Une action qui symbolise très bien les débuts du français, tant celui-ci a ravi les fans. Il a en effet été intéressant dans sa capacité à pouvoir attaquer les closeouts, où sa taille et ses longues enjambées sont un avantage pour accéder au panier. Essengue a été globalement agressif dès qu’il en avait l’occasion, provoquant pas mal de lancers grâce à cela. Un point qui fait forcément plaisir quand on sait que les derniers Français extérieurs draftés haut sont souvent trop timides.
Bien évidemment tout n’est pas encore parfait, à commencer par quelques séquences défensives manquées ou des pertes de balles évitables. Mais les flashs affichés sont plus que rassururants à son égard, et laissent présager de belles choses pour la suite, que ce soit avec son activité aux rebonds offensifs ou son trois points dans le corner.
Le natif d’Orléans n’a clairement pas froid aux yeux, et veut se faire une place dans cet effectif des Bulls. Lui qui nous expliquait en amont de sa draft qu’il veut être « dans un endroit où mon équipe est compétitive et où je peux avoir du temps de jeu ». Pourtant la concurrence sera rude dans l’Illinois, avec plusieurs au profil similaire évoluant sur les mêmes postes. Mais il a pourtant toutes les cartes pour se faire sa place, même si tout ne sera pas facile.

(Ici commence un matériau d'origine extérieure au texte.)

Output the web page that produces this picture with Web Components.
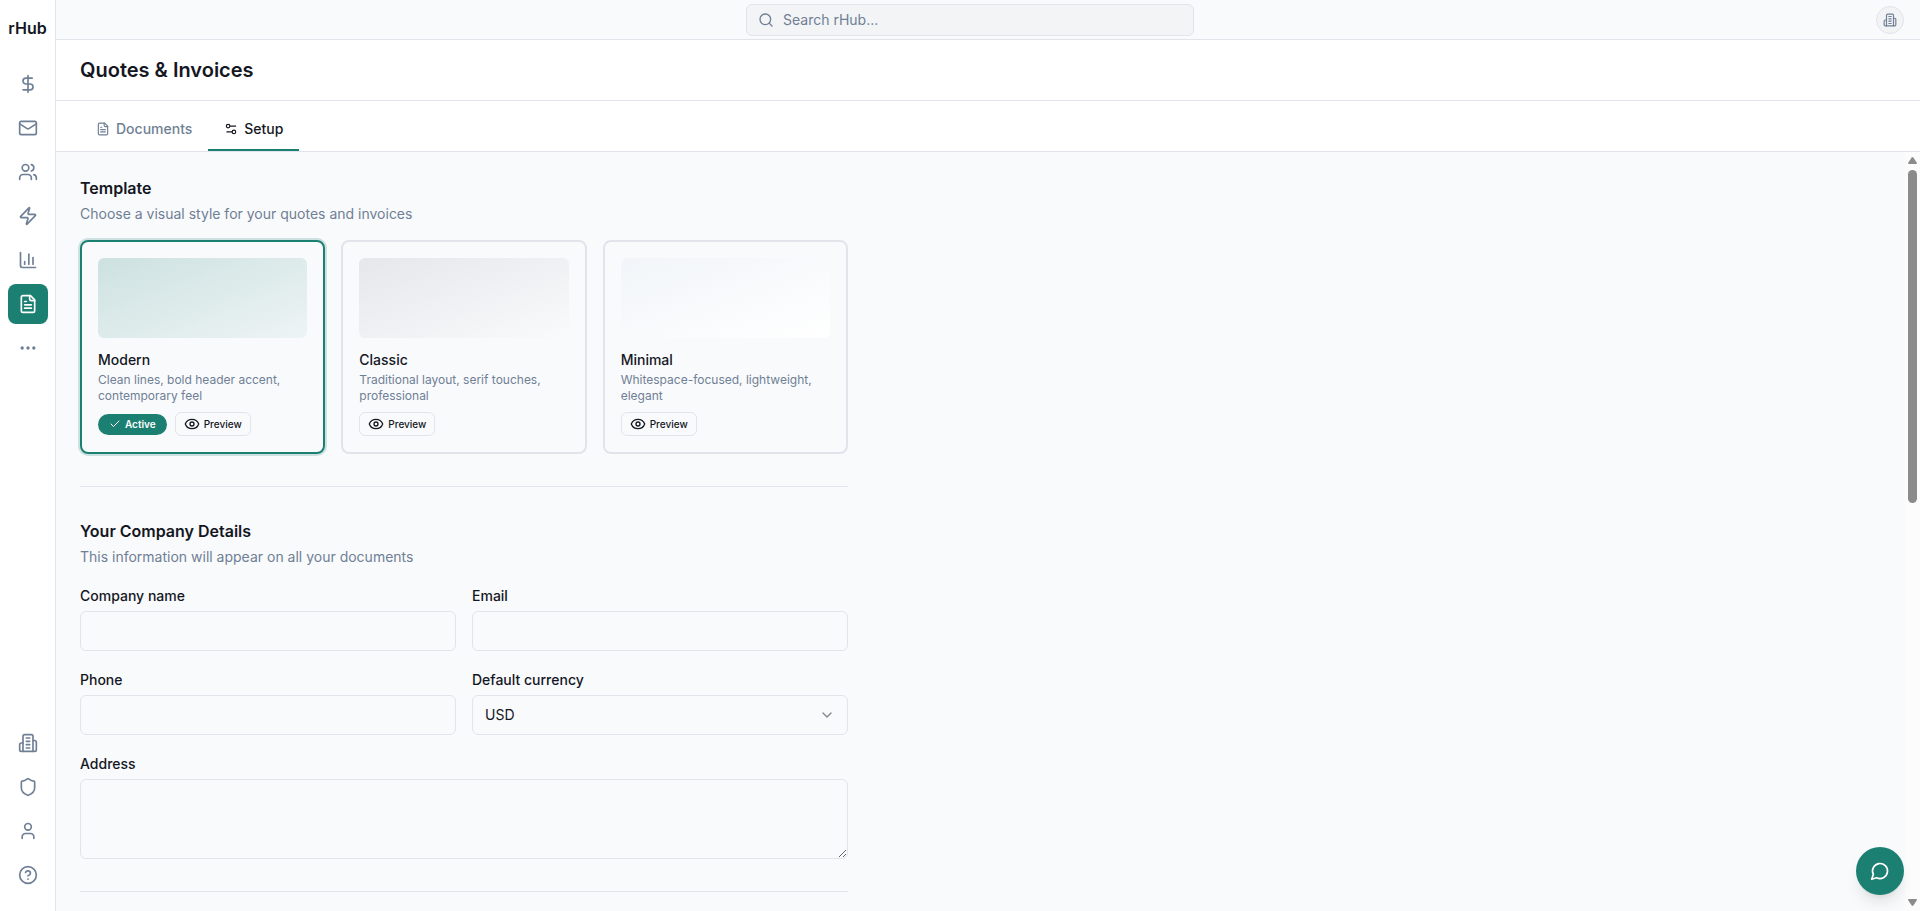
<!DOCTYPE html>
<html lang="en">
<head>
<meta charset="utf-8">
<meta name="viewport" content="width=device-width, initial-scale=1">
<title>Quotes &amp; Invoices - rHub</title>
<style>
    :root {
        --bg: #f9fafc;
        --surface: #ffffff;
        --border: #e2e4ec;
        --text: #14171f;
        --muted: #6f7f95;
        --primary: #1b7f72;
        --primary-ring: rgb(27 127 114 / 0.2);
    }
    body {
        margin: 0;
        font-family: Inter, system-ui, sans-serif;
        font-size: 14px;
        line-height: 20px;
        color: var(--text);
        background: var(--bg);
    }
</style>
</head>
<body>
<rh-app>
    <rh-sidebar slot="sidebar"></rh-sidebar>
    <rh-topbar slot="topbar"></rh-topbar>
    <rh-page-header slot="header">Quotes &amp; Invoices</rh-page-header>
    <rh-tabs slot="header">
        <rh-tab icon="file">Documents</rh-tab>
        <rh-tab icon="settings" active>Setup</rh-tab>
    </rh-tabs>

    <rh-section heading="Template" text="Choose a visual style for your quotes and invoices">
        <rh-template-grid>
            <rh-template-card name="Modern" active>Clean lines, bold header accent, contemporary feel</rh-template-card>
            <rh-template-card name="Classic">Traditional layout, serif touches, professional</rh-template-card>
            <rh-template-card name="Minimal">Whitespace-focused, lightweight, elegant</rh-template-card>
        </rh-template-grid>
    </rh-section>
    <rh-section heading="Your Company Details" text="This information will appear on all your documents">
        <rh-company-form></rh-company-form>
    </rh-section>

    <rh-chat-button slot="floating"></rh-chat-button>
</rh-app>

<script>
const icons = {
    dollar: '<path d="M12 2v20"/><path d="M17 5H9.5a3.5 3.5 0 0 0 0 7h5a3.5 3.5 0 0 1 0 7H6"/>',
    mail: '<rect width="20" height="16" x="2" y="4" rx="2"/><path d="m22 7-8.97 5.7a1.94 1.94 0 0 1-2.06 0L2 7"/>',
    users: '<path d="M16 21v-2a4 4 0 0 0-4-4H6a4 4 0 0 0-4 4v2"/><circle cx="9" cy="7" r="4"/><path d="M22 21v-2a4 4 0 0 0-3-3.87"/><path d="M16 3.13a4 4 0 0 1 0 7.75"/>',
    zap: '<path d="M4 14a1 1 0 0 1-.78-1.63l9.9-10.2a.5.5 0 0 1 .86.46l-1.92 6.02A1 1 0 0 0 13 10h7a1 1 0 0 1 .78 1.63l-9.9 10.2a.5.5 0 0 1-.86-.46l1.92-6.02A1 1 0 0 0 11 14z"/>',
    chart: '<path d="M3 3v16a2 2 0 0 0 2 2h16"/><path d="M18 17V9"/><path d="M13 17V5"/><path d="M8 17v-3"/>',
    file: '<path d="M15 2H6a2 2 0 0 0-2 2v16a2 2 0 0 0 2 2h12a2 2 0 0 0 2-2V7Z"/><path d="M14 2v4a2 2 0 0 0 2 2h4"/><path d="M10 9H8"/><path d="M16 13H8"/><path d="M16 17H8"/>',
    more: '<circle cx="12" cy="12" r="1"/><circle cx="19" cy="12" r="1"/><circle cx="5" cy="12" r="1"/>',
    building: '<path d="M6 22V4a2 2 0 0 1 2-2h8a2 2 0 0 1 2 2v18Z"/><path d="M6 12H4a2 2 0 0 0-2 2v6a2 2 0 0 0 2 2h2"/><path d="M18 9h2a2 2 0 0 1 2 2v9a2 2 0 0 1-2 2h-2"/><path d="M10 6h4"/><path d="M10 10h4"/><path d="M10 14h4"/><path d="M10 18h4"/>',
    shield: '<path d="M20 13c0 5-3.5 7.5-7.66 8.95a1 1 0 0 1-.67-.01C7.5 20.5 4 18 4 13V6a1 1 0 0 1 1-1c2 0 4.5-1.2 6.24-2.72a1.17 1.17 0 0 1 1.52 0C14.51 3.81 17 5 19 5a1 1 0 0 1 1 1z"/>',
    user: '<path d="M19 21v-2a4 4 0 0 0-4-4H9a4 4 0 0 0-4 4v2"/><circle cx="12" cy="7" r="4"/>',
    help: '<circle cx="12" cy="12" r="10"/><path d="M9.09 9a3 3 0 0 1 5.83 1c0 2-3 3-3 3"/><path d="M12 17h.01"/>',
    search: '<circle cx="11" cy="11" r="8"/><path d="m21 21-4.3-4.3"/>',
    settings: '<path d="M20 7h-9"/><path d="M14 17H5"/><circle cx="17" cy="17" r="3"/><circle cx="7" cy="7" r="3"/>',
    check: '<path d="M20 6 9 17l-5-5"/>',
    eye: '<path d="M2.06 12.35a1 1 0 0 1 0-.7 10.75 10.75 0 0 1 19.88 0 1 1 0 0 1 0 .7 10.75 10.75 0 0 1-19.88 0"/><circle cx="12" cy="12" r="3"/>',
    chevron: '<path d="m6 9 6 6 6-6"/>',
    message: '<path d="M7.9 20A9 9 0 1 0 4 16.1L2 22Z"/>'
}

const reset = /*css*/ `
    :host, * {
        box-sizing: border-box;
    }
    * {
        margin: 0;
        padding: 0;
    }
    button, input, select, textarea {
        font: inherit;
        color: inherit;
    }
`

class Icon extends HTMLElement {
    constructor() {
        super()
        this.shadow = this.attachShadow({ mode: 'open' })
        this.render()
    }

    render() {
        this.shadow.innerHTML = /*html*/ `
            <style>
                :host {
                    display: block;
                    flex: none;
                    width: var(--icon-size, 20px);
                    height: var(--icon-size, 20px);
                }
                svg {
                    display: block;
                    width: 100%;
                    height: 100%;
                    fill: none;
                    stroke: currentColor;
                    stroke-width: 2;
                    stroke-linecap: round;
                    stroke-linejoin: round;
                }
            </style>
            <svg viewBox="0 0 24 24" aria-hidden="true">${icons[this.getAttribute('name')]}</svg>
        `
    }
}

class App extends HTMLElement {
    constructor() {
        super()
        this.shadow = this.attachShadow({ mode: 'open' })
        this.render()
        this.setupEvents()
    }

    render() {
        this.shadow.innerHTML = /*html*/ `
            <style>
                ${reset}
                :host {
                    display: flex;
                    height: 100vh;
                }
                .main {
                    flex: 1;
                    min-width: 0;
                    display: flex;
                    flex-direction: column;
                }
                .body {
                    flex: 1;
                    min-height: 0;
                    display: flex;
                }
                main {
                    flex: 1;
                    min-width: 0;
                    overflow-y: auto;
                    scrollbar-width: none;
                    padding: 24px;
                }
                .column {
                    display: flex;
                    flex-direction: column;
                    gap: 32px;
                    max-width: 768px;
                }
            </style>
            <slot name="sidebar"></slot>
            <div class="main">
                <slot name="topbar"></slot>
                <slot name="header"></slot>
                <div class="body">
                    <main>
                        <div class="column"><slot></slot></div>
                    </main>
                    <rh-scrollbar></rh-scrollbar>
                </div>
            </div>
            <slot name="floating"></slot>
        `
    }

    setupEvents() {
        const bar = this.shadow.querySelector('rh-scrollbar')
        const main = this.shadow.querySelector('main')
        bar.addEventListener('scroll-step', (e) => {
            main.scrollBy({ top: e.detail, behavior: 'smooth' })
        })
    }
}

class Sidebar extends HTMLElement {
    constructor() {
        super()
        this.shadow = this.attachShadow({ mode: 'open' })
        this.render()
    }

    link(icon, label, active) {
        return `<a href="#" aria-label="${label}" ${active ? 'class="active" aria-current="page"' : ''}><rh-icon name="${icon}"></rh-icon></a>`
    }

    render() {
        this.shadow.innerHTML = /*html*/ `
            <style>
                ${reset}
                :host {
                    flex: none;
                    display: flex;
                    flex-direction: column;
                    width: 56px;
                    padding-bottom: 16px;
                    background: var(--surface);
                    border-right: 1px solid var(--border);
                }
                .logo {
                    line-height: 56px;
                    margin-bottom: 8px;
                    text-align: center;
                    font-size: 16px;
                    font-weight: 600;
                    color: var(--text);
                    text-decoration: none;
                }
                nav {
                    display: flex;
                    flex-direction: column;
                    gap: 4px;
                    padding-left: 8px;
                }
                nav:last-child {
                    margin-top: auto;
                }
                nav a {
                    display: flex;
                    align-items: center;
                    justify-content: center;
                    width: 40px;
                    height: 40px;
                    border-radius: 8px;
                    color: var(--muted);
                }
                nav a:hover {
                    background: #f3f4f6;
                }
                nav a.active {
                    background: var(--primary);
                    color: white;
                }
            </style>
            <a class="logo" href="#">rHub</a>
            <nav aria-label="Main">
                ${this.link('dollar', 'Sales')}
                ${this.link('mail', 'Mail')}
                ${this.link('users', 'Contacts')}
                ${this.link('zap', 'Automations')}
                ${this.link('chart', 'Reports')}
                ${this.link('file', 'Quotes and invoices', true)}
                ${this.link('more', 'More')}
            </nav>
            <nav aria-label="Account">
                ${this.link('building', 'Organization')}
                ${this.link('shield', 'Security')}
                ${this.link('user', 'Profile')}
                ${this.link('help', 'Help')}
            </nav>
        `
    }
}

class Topbar extends HTMLElement {
    constructor() {
        super()
        this.shadow = this.attachShadow({ mode: 'open' })
        this.render()
    }

    render() {
        this.shadow.innerHTML = /*html*/ `
            <style>
                ${reset}
                :host {
                    flex: none;
                    display: flex;
                    align-items: center;
                    gap: 8px;
                    height: 40px;
                    padding: 0 16px;
                    border-bottom: 1px solid var(--border);
                }
                .center {
                    flex: 1;
                    display: flex;
                    justify-content: center;
                }
                .search {
                    --icon-size: 16px;
                    position: relative;
                    width: 100%;
                    max-width: 448px;
                    color: var(--muted);
                }
                .search rh-icon {
                    position: absolute;
                    left: 12px;
                    top: 8px;
                }
                input {
                    display: block;
                    width: 100%;
                    height: 32px;
                    padding: 0 12px 0 36px;
                    border: 1px solid var(--border);
                    border-radius: 6px;
                    background: #f3f4f6;
                    color: var(--text);
                }
                input::placeholder {
                    color: var(--muted);
                    opacity: 1;
                }
                button {
                    --icon-size: 14px;
                    display: flex;
                    align-items: center;
                    justify-content: center;
                    width: 28px;
                    height: 28px;
                    border: 1px solid var(--border);
                    border-radius: 50%;
                    background: #f1f3f5;
                    color: var(--muted);
                    cursor: pointer;
                }
            </style>
            <div class="center">
                <label class="search">
                    <rh-icon name="search"></rh-icon>
                    <input type="search" placeholder="Search rHub..." aria-label="Search rHub">
                </label>
            </div>
            <button type="button" aria-label="Switch organization"><rh-icon name="building"></rh-icon></button>
        `
    }
}

class PageHeader extends HTMLElement {
    constructor() {
        super()
        this.shadow = this.attachShadow({ mode: 'open' })
        this.render()
    }

    render() {
        this.shadow.innerHTML = /*html*/ `
            <style>
                ${reset}
                :host {
                    flex: none;
                    display: block;
                    padding: 16px 24px;
                    background: var(--surface);
                    border-bottom: 1px solid var(--border);
                }
                h1 {
                    font-size: 20px;
                    line-height: 28px;
                    font-weight: 600;
                }
            </style>
            <h1><slot></slot></h1>
        `
    }
}

class Tabs extends HTMLElement {
    constructor() {
        super()
        this.shadow = this.attachShadow({ mode: 'open' })
        this.render()
    }

    render() {
        this.shadow.innerHTML = /*html*/ `
            <style>
                :host {
                    flex: none;
                    display: flex;
                    padding: 8px 24px 0;
                    background: var(--surface);
                    border-bottom: 1px solid var(--border);
                }
            </style>
            <slot></slot>
        `
    }
}

class Tab extends HTMLElement {
    constructor() {
        super()
        this.shadow = this.attachShadow({ mode: 'open' })
        this.render()
    }

    render() {
        this.shadow.innerHTML = /*html*/ `
            <style>
                ${reset}
                :host {
                    --icon-size: 14px;
                    display: block;
                }
                button {
                    display: flex;
                    align-items: center;
                    gap: 6px;
                    padding: 10px 16px;
                    border: none;
                    border-bottom: 2px solid transparent;
                    background: none;
                    font-weight: 500;
                    color: var(--muted);
                    cursor: pointer;
                }
                :host([active]) button {
                    border-color: var(--primary);
                    color: var(--text);
                }
            </style>
            <button type="button">
                <rh-icon name="${this.getAttribute('icon')}"></rh-icon>
                <slot></slot>
            </button>
        `
    }
}

class Section extends HTMLElement {
    constructor() {
        super()
        this.shadow = this.attachShadow({ mode: 'open' })
        this.render()
    }

    render() {
        this.shadow.innerHTML = /*html*/ `
            <style>
                ${reset}
                :host {
                    display: block;
                    padding-bottom: 32px;
                    border-bottom: 1px solid var(--border);
                }
                h2 {
                    font-size: 16px;
                    line-height: 24px;
                    font-weight: 600;
                }
                p {
                    margin: 4px 0 16px;
                    color: var(--muted);
                }
            </style>
            <h2>${this.getAttribute('heading')}</h2>
            <p>${this.getAttribute('text')}</p>
            <slot></slot>
        `
    }
}

class TemplateGrid extends HTMLElement {
    constructor() {
        super()
        this.shadow = this.attachShadow({ mode: 'open' })
        this.render()
        this.setupEvents()
    }

    render() {
        this.shadow.innerHTML = /*html*/ `
            <style>
                :host {
                    display: grid;
                    grid-template-columns: repeat(3, 1fr);
                    gap: 16px;
                }
            </style>
            <slot></slot>
        `
    }

    setupEvents() {
        this.addEventListener('template-selected', (e) => {
            this.querySelectorAll('rh-template-card').forEach((card) => {
                card.toggleAttribute('active', card === e.target)
            })
        })
    }
}

class TemplateCard extends HTMLElement {
    constructor() {
        super()
        this.name = this.getAttribute('name')
        this.shadow = this.attachShadow({ mode: 'open' })
        this.render()
        this.setupEvents()
    }

    render() {
        this.shadow.innerHTML = /*html*/ `
            <style>
                ${reset}
                :host {
                    display: block;
                    padding: 16px;
                    border: 2px solid var(--border);
                    border-radius: 8px;
                    cursor: pointer;
                }
                :host([active]) {
                    border-color: var(--primary);
                    box-shadow: 0 0 0 2px var(--primary-ring);
                }
                .swatch {
                    height: 80px;
                    margin-bottom: 12px;
                    border-radius: 6px;
                }
                .modern {
                    background: linear-gradient(to bottom right, rgb(27 127 114 / 0.2), rgb(27 127 114 / 0.05));
                }
                .classic {
                    background: linear-gradient(to bottom right, #e5e7eb, #f9fafb);
                }
                .minimal {
                    background: linear-gradient(to bottom right, #f1f5f9, #ffffff);
                }
                h3 {
                    font-size: 14px;
                    line-height: 20px;
                    font-weight: 500;
                }
                p {
                    margin: 2px 0 8px;
                    font-size: 12px;
                    line-height: 16px;
                    color: var(--muted);
                }
                .actions {
                    display: flex;
                    align-items: center;
                    gap: 8px;
                    font-size: 10px;
                    line-height: 15px;
                }
                .badge {
                    --icon-size: 12px;
                    display: none;
                    align-items: center;
                    gap: 4px;
                    padding: 3px 11px;
                    border-radius: 12px;
                    background: var(--primary);
                    color: white;
                    font-weight: 600;
                }
                :host([active]) .badge {
                    display: flex;
                }
                button {
                    --icon-size: 16px;
                    display: flex;
                    align-items: center;
                    gap: 4px;
                    height: 24px;
                    padding: 0 8px;
                    border: 1px solid var(--border);
                    border-radius: 6px;
                    background: var(--bg);
                    font-weight: 500;
                    cursor: pointer;
                }
            </style>
            <div class="swatch ${this.name.toLowerCase()}"></div>
            <h3>${this.name}</h3>
            <p><slot></slot></p>
            <div class="actions">
                <span class="badge"><rh-icon name="check"></rh-icon>Active</span>
                <button type="button"><rh-icon name="eye"></rh-icon>Preview</button>
            </div>
        `
    }

    setupEvents() {
        this.shadow.querySelector('button').addEventListener('click', (e) => {
            e.stopPropagation()
        })
        this.addEventListener('click', () => {
            this.dispatchEvent(new CustomEvent('template-selected', {
                bubbles: true,
                composed: true
            }))
        })
    }
}

class CompanyForm extends HTMLElement {
    constructor() {
        super()
        this.shadow = this.attachShadow({ mode: 'open' })
        this.render()
    }

    render() {
        this.shadow.innerHTML = /*html*/ `
            <style>
                ${reset}
                :host {
                    display: block;
                }
                form {
                    display: grid;
                    grid-template-columns: 1fr 1fr;
                    gap: 16px;
                }
                .wide {
                    grid-column: 1 / -1;
                }
                label {
                    display: block;
                    margin-bottom: 2px;
                    line-height: 26px;
                    font-weight: 500;
                }
                input, select, textarea {
                    display: block;
                    width: 100%;
                    height: 40px;
                    padding: 8px 12px;
                    border: 1px solid var(--border);
                    border-radius: 6px;
                    background: var(--bg);
                }
                textarea {
                    height: 80px;
                    resize: vertical;
                }
                select {
                    appearance: none;
                }
                .select {
                    --icon-size: 16px;
                    position: relative;
                }
                .select rh-icon {
                    position: absolute;
                    right: 13px;
                    top: 12px;
                    opacity: 0.5;
                    pointer-events: none;
                }
            </style>
            <form>
                <div>
                    <label for="name">Company name</label>
                    <input id="name" type="text">
                </div>
                <div>
                    <label for="email">Email</label>
                    <input id="email" type="email">
                </div>
                <div>
                    <label for="phone">Phone</label>
                    <input id="phone" type="tel">
                </div>
                <div>
                    <label for="currency">Default currency</label>
                    <div class="select">
                        <select id="currency">
                            <option>USD</option>
                        </select>
                        <rh-icon name="chevron"></rh-icon>
                    </div>
                </div>
                <div class="wide">
                    <label for="address">Address</label>
                    <textarea id="address"></textarea>
                </div>
            </form>
        `
    }
}

class Scrollbar extends HTMLElement {
    constructor() {
        super()
        this.shadow = this.attachShadow({ mode: 'open' })
        this.render()
        this.setupEvents()
    }

    render() {
        this.shadow.innerHTML = /*html*/ `
            <style>
                ${reset}
                :host {
                    flex: none;
                    display: flex;
                    flex-direction: column;
                    width: 15px;
                    background: #fcfcfc;
                }
                button {
                    display: flex;
                    justify-content: center;
                    align-items: center;
                    height: 17px;
                    border: none;
                    background: none;
                }
                svg {
                    width: 9px;
                    height: 7px;
                    fill: #8b8b8b;
                }
                .track {
                    flex: 1;
                    padding: 1px 3px;
                }
                .thumb {
                    height: 46%;
                    border-radius: 5px;
                    background: #8b8b8b;
                }
            </style>
            <button type="button" tabindex="-1" aria-label="Scroll up">
                <svg viewBox="0 0 9 7"><path d="M3.7.5Q4.5-.4 5.3.5L9 6Q9 7 8 7H1Q0 7 0 6Z"/></svg>
            </button>
            <div class="track"><div class="thumb"></div></div>
            <button type="button" tabindex="-1" aria-label="Scroll down">
                <svg viewBox="0 0 9 7"><path d="M3.7 6.5Q4.5 7.4 5.3 6.5L9 1Q9 0 8 0H1Q0 0 0 1Z"/></svg>
            </button>
        `
    }

    setupEvents() {
        this.shadow.querySelectorAll('button').forEach((button, i) => {
            button.addEventListener('click', () => {
                this.dispatchEvent(new CustomEvent('scroll-step', { detail: i ? 40 : -40 }))
            })
        })
    }
}

class ChatButton extends HTMLElement {
    constructor() {
        super()
        this.shadow = this.attachShadow({ mode: 'open' })
        this.render()
    }

    render() {
        this.shadow.innerHTML = /*html*/ `
            <style>
                ${reset}
                :host {
                    position: fixed;
                    right: 16px;
                    bottom: 16px;
                }
                button {
                    display: flex;
                    align-items: center;
                    justify-content: center;
                    width: 48px;
                    height: 48px;
                    border: none;
                    border-radius: 50%;
                    background: var(--primary);
                    color: white;
                    box-shadow: 0 10px 15px -3px rgb(0 0 0 / 0.1), 0 4px 6px -4px rgb(0 0 0 / 0.1);
                    cursor: pointer;
                }
            </style>
            <button type="button" aria-label="Open chat"><rh-icon name="message"></rh-icon></button>
        `
    }
}

customElements.define('rh-icon', Icon)
customElements.define('rh-scrollbar', Scrollbar)
customElements.define('rh-sidebar', Sidebar)
customElements.define('rh-topbar', Topbar)
customElements.define('rh-page-header', PageHeader)
customElements.define('rh-tab', Tab)
customElements.define('rh-tabs', Tabs)
customElements.define('rh-template-card', TemplateCard)
customElements.define('rh-template-grid', TemplateGrid)
customElements.define('rh-company-form', CompanyForm)
customElements.define('rh-section', Section)
customElements.define('rh-chat-button', ChatButton)
customElements.define('rh-app', App)
</script>
</body>
</html>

Billy Donovan déclarait lors du training camp qu’il y a « un processus que les rookies doivent traverser, où il faut les aider autrement que sur le parquet, avec les dribbles, les passes et le shoot ». Essengue devrait sûrement commencer la saison en G-League afin de s’acclimater au basket américain, avant d’envisager durablement l’équipe première, à la manière de Buzelis qui s’est imposé comme titulaire en seconde partie de saison rookie.
Si le projet des Bulls est encore incertain, à la fois à court et moyen terme, on peut tout de même se satisfaire des changements opérés sur ce début de présaison. Tout l’enjeu est maintenant de savoir si cela est tenable sur toute une saison, et si cela est efficace pour développer les jeunes et/ou être compétitifs.